Shock and Oz

When Brock Osweiler took the field in the fourth quarter against New England, his odds of winning were less than 3 percent

By Dillon Tabish

Not a chance. No way. Not against Tom Brady and the New England Patriots.

Down 21-7 in the fourth quarter of NBC’s primetime showdown on Sunday Night Football, Brock Osweiler and the Denver Broncos were doomed. The odds were against them. So was Mother Nature, who was spitting flurries of snow atop a frozen field in 24-degree weather.

According to statisticians at ESPN, when the Broncos punted away the football with 14:26 left in the game, the odds of the Patriots winning hit 97.4 percent.

That’s a cold stat to swallow, especially when the favored team is the undefeated, reigning Super Bowl champions led by a future Hall of Fame quarterback.

Another harrowing fact: only one quarterback in recent history had led an NFL team to victory over the Patriots after trailing 14 or more points in the fourth quarter. That QB? Future Hall of Famer Peyton Manning for the Indianapolis Colts in 2009.

My hopes for our hometown boy dimmed to a glimmer as I watched the game unfold with Myers Reece, a former colleague who worked at the Beacon from 2007-13.
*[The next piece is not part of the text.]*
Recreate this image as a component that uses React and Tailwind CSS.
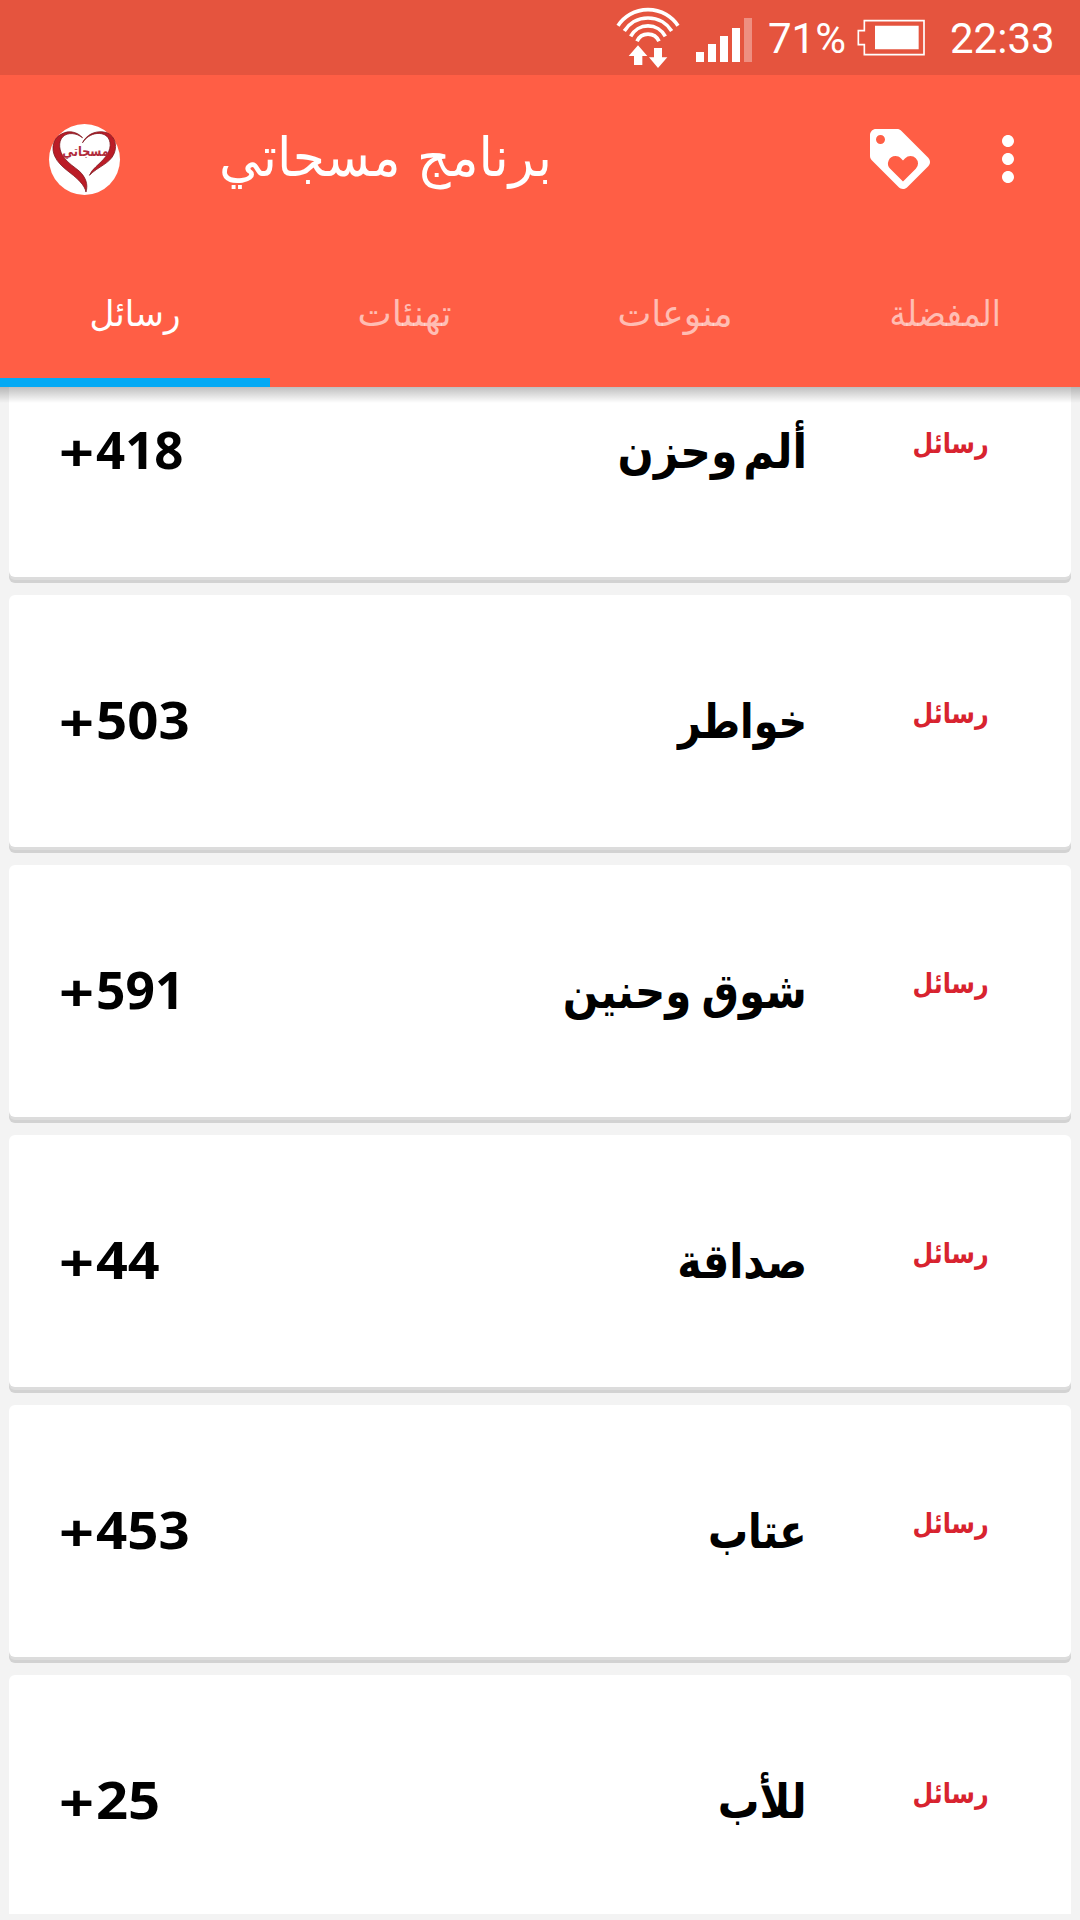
// App.jsx
import { MdLoyalty, MdMoreVert } from "react-icons/md";

const tabs = [
  { label: "رسائل", active: true, fit: "scale-x-95" },
  { label: "تهنئات", active: false, fit: "scale-x-[1.01]" },
  { label: "منوعات", active: false, fit: "" },
  { label: "المفضلة", active: false, fit: "scale-x-[0.91]" },
];

const categories = [
  { title: "ألم وحزن", count: 418, titleFit: "scale-x-[0.885] [word-spacing:-10px]", countFit: "scale-x-[0.98]" },
  { title: "خواطر", count: 503, titleFit: "scale-x-[0.827]", countFit: "scale-x-[1.05]" },
  { title: "شوق وحنين", count: 591, titleFit: "scale-x-[0.875] [word-spacing:-5px]", countFit: "scale-x-[0.99]" },
  { title: "صداقة", count: 44, titleFit: "scale-x-[0.86]", countFit: "scale-x-[1.07]" },
  { title: "عتاب", count: 453, titleFit: "scale-x-[0.832]", countFit: "scale-x-[1.05]" },
  { title: "للأب", count: 25, titleFit: "scale-x-[0.866]", countFit: "scale-x-[1.08]" },
];

const WifiIcon = () => (
  <svg viewBox="48 0 192 225" className="w-16 h-[75px]" fill="none" stroke="#fff" strokeWidth="11">
    <path d="M54 77A108 108 0 0 1 234 77" />
    <path d="M73 93A84 84 0 0 1 215 93" />
    <path d="M92 109A59 59 0 0 1 196 109" />
    <path d="M111 124A36 36 0 0 1 177 124" />
    <path d="M114 136L142 168H127V195H102V168H86ZM162 144H186V172H202L174 204L147 172H162Z" fill="#fff" stroke="none" />
  </svg>
);

const SignalIcon = () => (
  <svg viewBox="285 0 174 225" className="w-[58px] h-[75px] ml-[15px]" fill="#fff">
    <path d="M288 156h24v30h-24zM324 132h24v54h-24zM360 108h24v78h-24zM396 84h24v102h-24z" />
    <path d="M432 54h24v132h-24z" opacity="0.35" />
  </svg>
);

const BatteryIcon = () => (
  <svg viewBox="771 0 207 225" className="w-[69px] h-[75px]">
    <path d="M793 62H972V164H793V134H775V92H793Z" fill="none" stroke="#fff" strokeWidth="5" />
    <path d="M825 77h131v71h-131z" fill="#fff" />
  </svg>
);

const Logo = () => (
  <svg viewBox="0 0 72 72" className="size-[71px] ml-[49px] mr-px overflow-visible">
    <circle cx="36" cy="36" r="36" fill="#fff" />
    <path
      d="M34 14C29 8 20 6 13 10C4 14 2 25 6 33C11 44 24 50 31 58C35 62 37 66 37.5 69C40 61 37 54 31 48C25 43 20 40 16 35C10 28 9 18 14 13C19 8 28 9 34 14Z"
      fill="#bb1c27"
      stroke="#7d1820"
      strokeWidth="0.8"
    />
    <path
      d="M34 19C38 11 46 7 55 8C66 9 70 21 66 30C62 40 50 43 41 52C44 45 51 41 55 36C62 29 64 20 60 14C55 7 41 8 34 19Z"
      fill="#bb1c27"
      stroke="#7d1820"
      strokeWidth="0.8"
    />
    <text
      x="37"
      y="32"
      textAnchor="middle"
      textLength="47"
      lengthAdjust="spacingAndGlyphs"
      className="font-['DejaVu_Sans',sans-serif] text-[14px] font-bold fill-[#b02c3c]"
    >
      مسجاتي
    </text>
  </svg>
);

const StatusBar = () => (
  <div className="flex h-[75px] shrink-0 bg-[#e5543e] pl-[616px] font-[Roboto,sans-serif] text-[42px] leading-[78px] text-white">
    <WifiIcon />
    <SignalIcon />
    <span className="w-[104px] pl-[15px]">71%</span>
    <BatteryIcon />
    <span className="ml-[24px]">22:33</span>
  </div>
);

const CategoryCard = ({ category }) => (
  <div className="flex h-[252px] shrink-0 rounded-md bg-white shadow-[0_3px_0_#dcdcdc,0_6px_0_#d2d2d2]">
    <p className="flex w-[240px] pl-[50px] pt-[89px] font-['Noto_Sans',sans-serif] text-[52px] font-bold leading-[70px] text-black">
      <span className="mt-[3px] w-[37px] origin-left scale-x-[1.18]">+</span>
      <span className={`origin-left ${category.countFit}`}>{category.count}</span>
    </p>
    <h3
      dir="rtl"
      className="ml-auto w-[400px] pt-[91px] font-['DejaVu_Sans',sans-serif] text-[48px] font-bold leading-[70px] text-black whitespace-nowrap"
    >
      <span className={`inline-block origin-right ${category.titleFit}`}>{category.title}</span>
    </h3>
    <p
      dir="rtl"
      className="mr-[82px] w-[182px] pt-[94px] font-['DejaVu_Sans',sans-serif] text-[28px] font-bold leading-[50px] text-[#d8232f]"
    >
      <span className="inline-block origin-right scale-x-85">رسائل</span>
    </p>
  </div>
);

const App = () => {
  return (
    <div dir="ltr" className="flex h-[1920px] w-[1080px] flex-col overflow-hidden bg-[#f3f3f3]">
      <StatusBar />

      {/* App bar */}
      <header className="relative z-10 flex h-[312px] shrink-0 flex-col bg-[#ff5e45] text-white">
        <div className="flex h-[168px] items-center">
          <Logo />
          <h1
            dir="rtl"
            className="w-[431px] pb-1 font-['DejaVu_Sans',sans-serif] text-[52px] leading-[70px] whitespace-nowrap"
          >
            <span className="inline-block origin-right scale-y-105">برنامج مسجاتي</span>
          </h1>
          <MdLoyalty className="ml-auto size-[72px]" />
          <MdMoreVert className="ml-9 mr-9 size-[72px]" />
        </div>

        {/* Tabs */}
        <nav className="grid h-36 grid-cols-4 font-['DejaVu_Sans',sans-serif] text-[36px] leading-[50px]">
          {tabs.map((tab) => (
            <div
              key={tab.label}
              dir="rtl"
              className={`flex justify-center border-b-9 pt-[46px] ${
                tab.active ? "border-[#03a9f4] text-white" : "border-transparent text-white/60"
              }`}
            >
              <span className={`h-[50px] ${tab.fit}`}>{tab.label}</span>
            </div>
          ))}
        </nav>

        {/* Drop shadow over the list */}
        <div className="absolute inset-x-0 top-full h-4 bg-linear-to-b from-black/25 to-transparent" />
      </header>

      {/* Category list, scrolled so the first card sits under the app bar */}
      <main className="flex h-[1527px] flex-col justify-start overflow-hidden px-[9px]">
        <div className="-mt-[62px] flex flex-col gap-[18px]">
          {categories.map((category) => (
            <CategoryCard key={category.title} category={category} />
          ))}
        </div>
      </main>
      <div className="h-1.5 shrink-0 bg-[#f3f3f3]" />
    </div>
  );
};

export default App;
Both he and I have followed Osweiler since the storied days at Flathead High School, when the legend of Oz grew from mythical tales of a gifted prodigy into regular headlines about one of Montana’s all-time great prep quarterbacks.

The list of professional football players from Montana is relatively short. The list of NFL quarterbacks from Montana is almost non-existent.

So when a local athlete does achieve elite status, our state — with barely 1 million residents spread across 147,000 square miles — pays attention. Montana is one big small town after all.

Myers and I have seen Brock consistently succeed since he was a teenager. Even at Arizona State University he stood out like Goliath. But now, abruptly tasked with leading the Broncos as the starting quarterback, the roles have reversed. For the first time in his life, Osweiler is the underdog.

That’s why Sunday was so memorable. I’ll even go so far as to say historic.

What are the chances that Brock and the Broncos would beat the Patriots?

The same odds that a small town like Kalispell — population 20,000 — could produce two professional quarterbacks who played in primetime football games on the same day.

As the Broncos game kicked off Sunday, another Flathead graduate, Mike Reilly, was leading the Edmonton Eskimos to a comeback victory over the Ottawa Redblacks to capture the CFL championship. Reilly, a 2003 Flathead grad and the game’s MVP, rallied his team to triumph in Manitoba, Winnipeg in frigid weather that mirrored the conditions in Denver, conditions that are familiar in Montana.

While Mike hoisted the Grey Cup on national television in Canada, it was Brock’s turn to shine in the spotlight.

In only his second career NFL start, and in front of 74,000 raucous fans and nearly 20 million viewers at home, Oz achieved the improbable and unthinkable. He beat the Patriots. Poised and confident, he defied the odds, in overtime no less.

Now Osweiler is a sudden star, one of the biggest — and tallest — storylines of the NFL season. The league is abuzz and so is Montana, making believers of us all.

As Braves head football coach Kyle Samson said Monday morning, “You couldn’t write a script any better.”